NOTE: The Echo Dot is what was used for the creation of this tutorial (the most convenient option, if not also the least expensive). Using a physical device is optional, because skills can be tested without a physical device. However, since the testing environment gives no audio output, we would not be able to hear that music is actually being streamed, without a device.

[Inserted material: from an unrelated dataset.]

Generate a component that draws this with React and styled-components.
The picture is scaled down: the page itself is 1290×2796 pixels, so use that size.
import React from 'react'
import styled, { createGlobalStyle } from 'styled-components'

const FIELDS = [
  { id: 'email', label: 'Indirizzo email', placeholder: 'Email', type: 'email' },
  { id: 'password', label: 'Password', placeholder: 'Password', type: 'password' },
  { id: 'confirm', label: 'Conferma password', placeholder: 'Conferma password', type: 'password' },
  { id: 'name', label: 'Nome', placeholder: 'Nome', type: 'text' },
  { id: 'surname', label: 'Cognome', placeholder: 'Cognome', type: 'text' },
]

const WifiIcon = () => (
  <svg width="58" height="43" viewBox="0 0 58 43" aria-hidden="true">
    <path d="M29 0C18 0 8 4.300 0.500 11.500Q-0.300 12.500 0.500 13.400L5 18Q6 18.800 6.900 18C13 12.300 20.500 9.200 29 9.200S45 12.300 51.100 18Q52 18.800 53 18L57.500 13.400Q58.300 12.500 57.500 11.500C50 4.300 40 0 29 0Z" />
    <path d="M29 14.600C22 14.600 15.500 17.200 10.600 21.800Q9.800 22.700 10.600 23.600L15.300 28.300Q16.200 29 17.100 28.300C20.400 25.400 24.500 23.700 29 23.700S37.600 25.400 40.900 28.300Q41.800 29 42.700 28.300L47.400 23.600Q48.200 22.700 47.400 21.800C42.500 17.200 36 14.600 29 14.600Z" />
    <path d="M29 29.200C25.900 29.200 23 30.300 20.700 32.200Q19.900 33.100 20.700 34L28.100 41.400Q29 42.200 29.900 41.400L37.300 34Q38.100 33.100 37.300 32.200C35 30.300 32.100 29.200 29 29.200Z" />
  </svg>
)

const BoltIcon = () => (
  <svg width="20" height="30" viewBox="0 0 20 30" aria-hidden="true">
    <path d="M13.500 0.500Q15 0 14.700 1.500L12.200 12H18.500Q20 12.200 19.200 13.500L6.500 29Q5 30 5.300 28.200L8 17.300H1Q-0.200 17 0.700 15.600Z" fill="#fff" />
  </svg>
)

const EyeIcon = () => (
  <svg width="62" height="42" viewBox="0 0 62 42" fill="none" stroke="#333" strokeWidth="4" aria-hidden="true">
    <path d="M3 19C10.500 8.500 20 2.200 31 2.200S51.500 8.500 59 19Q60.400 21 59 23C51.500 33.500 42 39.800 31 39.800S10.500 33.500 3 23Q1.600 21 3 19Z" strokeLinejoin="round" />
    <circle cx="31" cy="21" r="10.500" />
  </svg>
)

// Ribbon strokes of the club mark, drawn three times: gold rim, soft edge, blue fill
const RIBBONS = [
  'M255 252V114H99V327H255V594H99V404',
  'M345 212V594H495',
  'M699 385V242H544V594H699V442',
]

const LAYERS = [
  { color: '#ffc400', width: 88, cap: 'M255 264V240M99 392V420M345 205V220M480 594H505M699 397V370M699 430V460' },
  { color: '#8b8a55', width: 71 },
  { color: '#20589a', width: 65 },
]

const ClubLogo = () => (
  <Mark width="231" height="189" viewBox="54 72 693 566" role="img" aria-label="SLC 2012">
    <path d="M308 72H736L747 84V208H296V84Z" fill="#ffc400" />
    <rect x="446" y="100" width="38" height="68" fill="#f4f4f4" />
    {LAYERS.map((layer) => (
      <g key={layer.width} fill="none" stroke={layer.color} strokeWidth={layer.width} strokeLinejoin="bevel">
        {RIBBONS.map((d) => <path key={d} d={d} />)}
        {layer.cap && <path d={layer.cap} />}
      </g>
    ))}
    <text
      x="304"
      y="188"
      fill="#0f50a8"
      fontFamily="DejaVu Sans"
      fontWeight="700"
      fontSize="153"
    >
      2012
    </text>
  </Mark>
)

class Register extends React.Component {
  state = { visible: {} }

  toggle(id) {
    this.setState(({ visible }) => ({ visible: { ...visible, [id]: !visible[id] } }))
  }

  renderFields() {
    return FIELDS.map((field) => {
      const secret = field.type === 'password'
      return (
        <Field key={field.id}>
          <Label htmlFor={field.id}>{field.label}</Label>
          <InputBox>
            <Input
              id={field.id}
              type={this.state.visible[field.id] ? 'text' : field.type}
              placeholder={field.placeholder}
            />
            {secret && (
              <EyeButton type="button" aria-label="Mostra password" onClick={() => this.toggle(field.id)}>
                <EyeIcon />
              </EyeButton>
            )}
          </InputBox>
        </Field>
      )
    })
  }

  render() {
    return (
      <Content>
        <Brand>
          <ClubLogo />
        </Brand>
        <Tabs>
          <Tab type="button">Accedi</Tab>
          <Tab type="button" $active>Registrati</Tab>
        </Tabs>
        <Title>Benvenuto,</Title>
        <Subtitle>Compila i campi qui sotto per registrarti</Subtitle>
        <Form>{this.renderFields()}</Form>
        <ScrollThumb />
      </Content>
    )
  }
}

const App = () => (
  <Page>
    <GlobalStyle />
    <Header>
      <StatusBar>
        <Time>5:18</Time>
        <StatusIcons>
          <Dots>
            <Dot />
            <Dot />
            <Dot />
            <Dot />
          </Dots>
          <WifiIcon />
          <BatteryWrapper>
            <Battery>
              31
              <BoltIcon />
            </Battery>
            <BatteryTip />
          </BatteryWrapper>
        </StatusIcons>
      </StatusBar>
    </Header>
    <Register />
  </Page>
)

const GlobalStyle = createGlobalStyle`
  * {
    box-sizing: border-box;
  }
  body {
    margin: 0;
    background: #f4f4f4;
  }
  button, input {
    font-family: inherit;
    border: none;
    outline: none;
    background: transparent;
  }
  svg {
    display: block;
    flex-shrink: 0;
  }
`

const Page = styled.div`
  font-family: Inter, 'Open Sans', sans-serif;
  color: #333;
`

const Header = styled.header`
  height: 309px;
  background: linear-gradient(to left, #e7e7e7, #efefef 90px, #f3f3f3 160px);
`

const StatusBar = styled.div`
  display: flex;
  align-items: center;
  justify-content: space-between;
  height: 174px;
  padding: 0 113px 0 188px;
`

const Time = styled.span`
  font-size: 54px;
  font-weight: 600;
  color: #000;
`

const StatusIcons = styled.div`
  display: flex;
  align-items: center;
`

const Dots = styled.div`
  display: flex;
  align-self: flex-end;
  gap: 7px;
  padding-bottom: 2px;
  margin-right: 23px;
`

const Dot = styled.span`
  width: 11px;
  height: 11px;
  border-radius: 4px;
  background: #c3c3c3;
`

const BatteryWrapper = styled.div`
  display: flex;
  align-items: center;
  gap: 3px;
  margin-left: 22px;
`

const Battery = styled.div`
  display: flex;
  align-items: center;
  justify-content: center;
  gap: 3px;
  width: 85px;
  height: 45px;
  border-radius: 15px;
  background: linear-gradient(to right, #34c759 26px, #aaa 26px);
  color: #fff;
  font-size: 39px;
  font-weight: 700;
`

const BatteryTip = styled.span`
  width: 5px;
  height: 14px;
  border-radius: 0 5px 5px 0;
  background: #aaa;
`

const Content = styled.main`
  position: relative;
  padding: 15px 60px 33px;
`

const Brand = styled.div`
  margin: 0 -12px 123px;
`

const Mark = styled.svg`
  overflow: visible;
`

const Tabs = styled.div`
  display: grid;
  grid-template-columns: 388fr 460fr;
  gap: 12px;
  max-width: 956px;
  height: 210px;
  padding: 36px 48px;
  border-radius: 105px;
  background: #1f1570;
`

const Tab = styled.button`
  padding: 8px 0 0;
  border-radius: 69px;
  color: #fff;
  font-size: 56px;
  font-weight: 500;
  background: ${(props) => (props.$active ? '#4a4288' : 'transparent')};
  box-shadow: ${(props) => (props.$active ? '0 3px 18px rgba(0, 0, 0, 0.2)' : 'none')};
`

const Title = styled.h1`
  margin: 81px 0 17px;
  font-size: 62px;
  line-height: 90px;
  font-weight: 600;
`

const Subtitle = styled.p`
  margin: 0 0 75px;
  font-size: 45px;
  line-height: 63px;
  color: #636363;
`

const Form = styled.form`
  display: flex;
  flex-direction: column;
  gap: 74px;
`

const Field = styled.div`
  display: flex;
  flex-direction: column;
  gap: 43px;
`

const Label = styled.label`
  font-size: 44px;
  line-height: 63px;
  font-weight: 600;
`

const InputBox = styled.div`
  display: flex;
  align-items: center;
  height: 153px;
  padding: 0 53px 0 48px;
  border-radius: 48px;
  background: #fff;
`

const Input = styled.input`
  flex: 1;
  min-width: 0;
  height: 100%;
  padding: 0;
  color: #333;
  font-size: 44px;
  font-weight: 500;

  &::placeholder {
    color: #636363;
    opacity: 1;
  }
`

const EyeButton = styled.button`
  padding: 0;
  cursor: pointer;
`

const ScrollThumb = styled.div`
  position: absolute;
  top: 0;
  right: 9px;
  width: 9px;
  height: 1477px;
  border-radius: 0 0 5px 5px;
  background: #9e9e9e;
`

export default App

PART NAME/DESCRIPTION	VENDOR	VENDOR Number or URL	PRICE	QTY
Amazon Echo Dot	Amazon.com	https://www.amazon.com/All-New-Amazon-Echo-Dot-Add-Alexa-To-Any-Room/dp/B01DFKC2SO/ref=sr_1_2?ie=UTF8&qid=1483065428&sr=8-2&keywords=echo	$49.99	1

Construction

Background

The Alexa voice service (AVS), by Amazon, has a developer package called the Alexa SKills Kit (ASK) that allows users to create new skills for Alexa-enabled devices. All Alexa-enabled devices can perform functions with these skills. The voice-recognition software is taken care of when using this, leaving the developer to focus on designing the actual given commands.

Most Alexa skills are made up of a skill created with the Alexa Skills Kit in the AWS Developer Console and an AWS Lambda function that the skill sends its requests to.

Here we'll initiate the two parts and then connect our skill to complete it:

Step 1:

Sign into Amazon Developer Console:

If you do not already have one, create an Amazon Developer Account and sign in to the Amazon Developer Console.

Step 2:

Sign into AWS Management console:

In a separate tab if you do not already have one, create an AWS Account and sign into the AWS Management Console.

Step 3:

Creating an IAM role:

From the AWS Management Console, under the “Security, Identity, and Compliance” category, click “IAM”. Go to “Roles” and create a new role. Name the role whatever you like; the name doesn't matter. Go to the next page.

This role will be given to a Lambda function, so we will select that option. Click through to the next page.

Select “CloudWatchlogsfullaccess” and “DynamoDBFullAccess”. Click to the next page.

Review and create your role.

Step 4:

Creating a Lambda function:

In the upper right-hand corner, confirm that your region is set to “N. Virginia”. The AVS can only work with Lambda in this region.

In the upper left of the window, click “Services”, and under “Compute” select “Lambda”. You should get some sort of introduction page if you're new. Click through to get started and “Create a Lambda Function”.

Now we are prompted to select a blueprint. Click “Configure Triggers” on the left.

Select the Alexa Skills Kit as your trigger. Move onto the next page.

Here you'll be prompted to give a name, description, and runtime. The first two are for your reference. As for the runtime, for this demo we'll use Node.js 4.3.

Scroll down to “Lambda function handler and role”. We will use an existing role, and choose the name of the IAM role we created in the previous step.

We will complete the Lambda function right after creating the Alexa Skill.

Step 5:

Configuring the Alexa Skill:

From the Amazon Developer Console dashboard, click on the “Alexa” tab and then “Get Started” with the Alexa Skills Kit.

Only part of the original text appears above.